Staff members of the Cereal Systems Initiative for South Asia (CSISA) are developing and implementing projects aimed at improving agricultural production and standards of living for farmers in South Asia, with excellent results. At their “Seed Summit for Enhancing the Seed Supply Chain in Eastern India” meeting in Patna, Bihar on 14-15 May they worked to design solutions to improve the delivery of high-yielding seed varieties in eastern India, a region that has traditionally suffered from lack of access to these varieties and low seed replacement rates. The meeting, which included over 60 seed experts from the government, research and private sectors, focused on topics such as better-targeted subsidies on seeds, improved storage infrastructure and stronger extension systems to increase accessibility and adoption of improved seed varieties.
The roundtable “Sustainable Intensification in South Asia’s Cereal Systems: Investment Strategies for Productivity Growth, Resource Conservation, and Climate Risk Management” was held on 19 May in New Delhi. It brought together 20 firms and entrepreneurs to build collaborative action plans and joint investment strategies under CSISA to identify new product tie-ins, joint ventures, technical collaborations and shared marketing channels in order to bring high-tech farming ideas to India’s risk-prone ecologies.
In India, CSISA seeks to increase crop yields through the provision of more accurate, location-specific fertilizer recommendations to maize and rice farmers with the “Crop Manager” decision-making tool.
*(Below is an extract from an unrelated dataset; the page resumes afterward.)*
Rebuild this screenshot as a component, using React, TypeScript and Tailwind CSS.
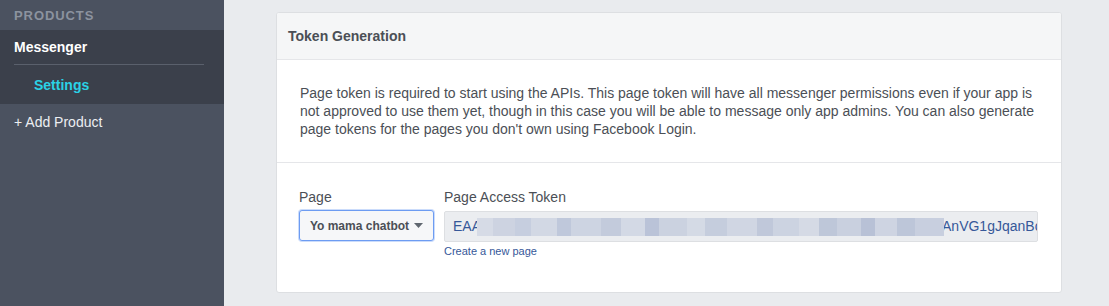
const blurBlocks = [
  { w: 16, c: "#d6dbe6" },
  { w: 22, c: "#cdd3e1" },
  { w: 16, c: "#c6cedf" },
  { w: 26, c: "#d2d8e4" },
  { w: 14, c: "#bfc8db" },
  { w: 30, c: "#cdd4e2" },
  { w: 20, c: "#c3cbdc" },
  { w: 24, c: "#d3d9e5" },
  { w: 14, c: "#bac3d8" },
  { w: 28, c: "#cbd2e0" },
  { w: 18, c: "#d4dae5" },
  { w: 22, c: "#c5cddd" },
  { w: 30, c: "#d0d6e3" },
  { w: 16, c: "#c0c8da" },
  { w: 26, c: "#ccd3e1" },
  { w: 20, c: "#d5dae5" },
  { w: 18, c: "#bec7d9" },
  { w: 24, c: "#c9d0df" },
  { w: 14, c: "#b8c1d6" },
  { w: 22, c: "#ced4e2" },
  { w: 18, c: "#bdc6d9" },
  { w: 29, c: "#c8cfdf" },
];

export default function App() {
  return (
    <div
      className="flex w-[1109px] h-[306px] overflow-hidden bg-[#e9ebee]"
      style={{ fontFamily: '"Liberation Sans", Arial, sans-serif' }}
    >
      {/* Sidebar */}
      <aside className="w-[224px] shrink-0 bg-[#4b5260] flex flex-col">
        <p className="px-[14px] pt-[8px] h-[30px] text-[13px] font-bold uppercase tracking-[0.07em] text-[#8c939f] leading-[16px]">
          Products
        </p>
        <div className="bg-[#3b404b] h-[74px] flex flex-col">
          <p className="px-[14px] pt-[8px] h-[34px] text-[14px] font-bold text-white leading-[18px]">
            Messenger
          </p>
          <div className="mx-[14px] w-[190px] border-t border-[#5a606c]" />
          <p className="pl-[34px] pt-[11px] text-[14px] font-bold text-[#2ad2e6] leading-[18px]">
            Settings
          </p>
        </div>
        <p className="px-[14px] pt-[9px] text-[14px] text-[#eceef2] leading-[18px]">
          + Add Product
        </p>
      </aside>

      {/* Main */}
      <main className="flex-1 pt-[12px]">
        <section className="ml-[52px] w-[786px] bg-white border border-[#dddfe2] rounded-[3px] overflow-hidden">
          <header className="h-[47px] bg-[#f5f6f7] border-b border-[#e5e6e9] flex items-center px-[11px]">
            <h2 className="text-[14px] font-bold text-[#4b4f56]">Token Generation</h2>
          </header>

          <div className="px-[23px] pt-[24px] pb-[24px] border-b border-[#e5e6e9]">
            <p className="text-[14px] leading-[18px] text-[#4b4f56]">
              Page token is required to start using the APIs. This page token will have all messenger permissions even if your app is
              not approved to use them yet, though in this case you will be able to message only app admins. You can also generate
              page tokens for the pages you don't own using Facebook Login.
            </p>
          </div>

          <div className="pl-[22px] pr-[23px] pt-[25px] pb-[34px] flex gap-[10px]">
            <div className="flex flex-col gap-[4px] w-[135px] shrink-0">
              <label className="text-[14px] leading-[18px] text-[#4b4f56]">Page</label>
              <button className="h-[31px] w-[135px] rounded-[3px] border border-[#6d9cf2] bg-[#f6f7f9] shadow-[0_0_0_1px_#cbdcfb] flex items-center justify-center gap-[5px] text-[12px] font-bold text-[#4b4f56]">
                Yo mama chatbot
                <svg width="9" height="5" viewBox="0 0 9 5">
                  <path d="M0 0h9L4.5 5z" fill="#606770" />
                </svg>
              </button>
            </div>

            <div className="flex-1 flex flex-col gap-[4px] min-w-0">
              <label className="text-[14px] leading-[18px] text-[#4b4f56]">Page Access Token</label>
              <div className="h-[31px] mt-[1px] rounded-[2px] border border-[#dddfe2] bg-[#ebedf0] flex items-center pl-[8px] overflow-hidden whitespace-nowrap text-[14px] text-[#365899]">
                <span>EAA</span>
                <div className="relative z-10 flex h-[18px] shrink-0 -ml-[4px]">
                  {blurBlocks.map((b, i) => (
                    <div key={i} className="h-full" style={{ width: b.w, background: b.c }} />
                  ))}
                </div>
                <span className="-ml-[2px]">AnVG1gJqanBc</span>
              </div>
              <a className="text-[11px] leading-[14px] text-[#365899] -mt-[2px]" href="#">
                Create a new page
              </a>
            </div>
          </div>
        </section>
      </main>
    </div>
  );
}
The web-based and mobile Android application uses information provided by farmers including field location, planting method, seed variety, typical yields and method of harvesting to create a personalized fertilizer application recommendation at critical crop growth stages to increase yield and profit.
CSISA-Nepal has initiated a series of participatory research trials in farmers’ fields, in order to promote maize triple cropping, the practice of planting maize during the spring period after winter crop harvesting, when fields would usually be fallow. The practice, while proven to be highly remunerative, is not widely popular. The trials seek to determine optimum management practices for maize in order to encourage triple cropping and to generate additional income for farmers.
Greater gender equality in agriculture is also an important goal of CSISA, supported through the creation of Kisan Sakhi, a support group to empower women farmers in Bihar, India by “disseminating new climate-resilient and sustainable farming technologies and practices that will reduce women’s drudgery and bridge the gender gap in agriculture.” A CSISA-Bangladesh project has already had a positive impact on the lives of rural women, providing new farming and pond management techniques that have helped them to greatly increase the productivity of their fish ponds and gain new respect within their families and communities.